L’idée de ce livre, la civilisation par les fleuves, est si peu neuve qu’on la voit poindre aux premières pages de la Genèse. L’Eden primordial n’a pu développer ses richesses de vie animale et son embryon de vie humaine qu’à la source des quatre rivières par où la race d’Adam allait s’écouler sur le monde. Comment M. Metchnikoff n’a-t-il point parlé de ces bassins mystérieux, qui eurent certainement une réalité historique, du Gehon et du Phison, où l’on trouvait le meilleur or, l’anthrax et l’onyx ? Il y aura une inquiétude de moins sur la terre, quand on aura situé et identifié le Phison et le Gehon.
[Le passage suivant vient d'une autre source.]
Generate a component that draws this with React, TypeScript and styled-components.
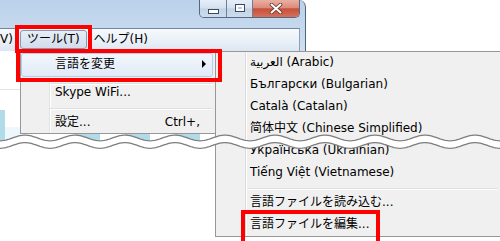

Ce géographe était hanté par un plus pressant souci. Il entasse les argumens à l’appui de son système politique, l’organisation par les fleuves de la solidarité, d’abord sous la forme coercitive de grandes « despoties », ensuite sous des formes plus libres, acheminées vers l’idéal des « groupemens anarchiques ». Par malheur, les faits ne se plient au système que d’une façon très capricieuse. Dociles sur les bords du Nil et de l’Euphrate, ils se dérobent aux rives du Gange et de l’Indus. Là, rien ne décèle des monarchies constituées : l’histoire débute par les groupemens oligarchiques des castes. En Europe, tout contredit la thèse. Tandis qu’un empire puissamment centralisé pèse sur le bassin de la mer Intérieure, les grands fleuves : le Rhône, le Rhin, le Danube, sont les fossés derrière lesquels se retranchent les peuplades indépendantes. Les monarchies solides ne s’y établissent que beaucoup plus tard : l’ « anarchie » y précède la « despotie ».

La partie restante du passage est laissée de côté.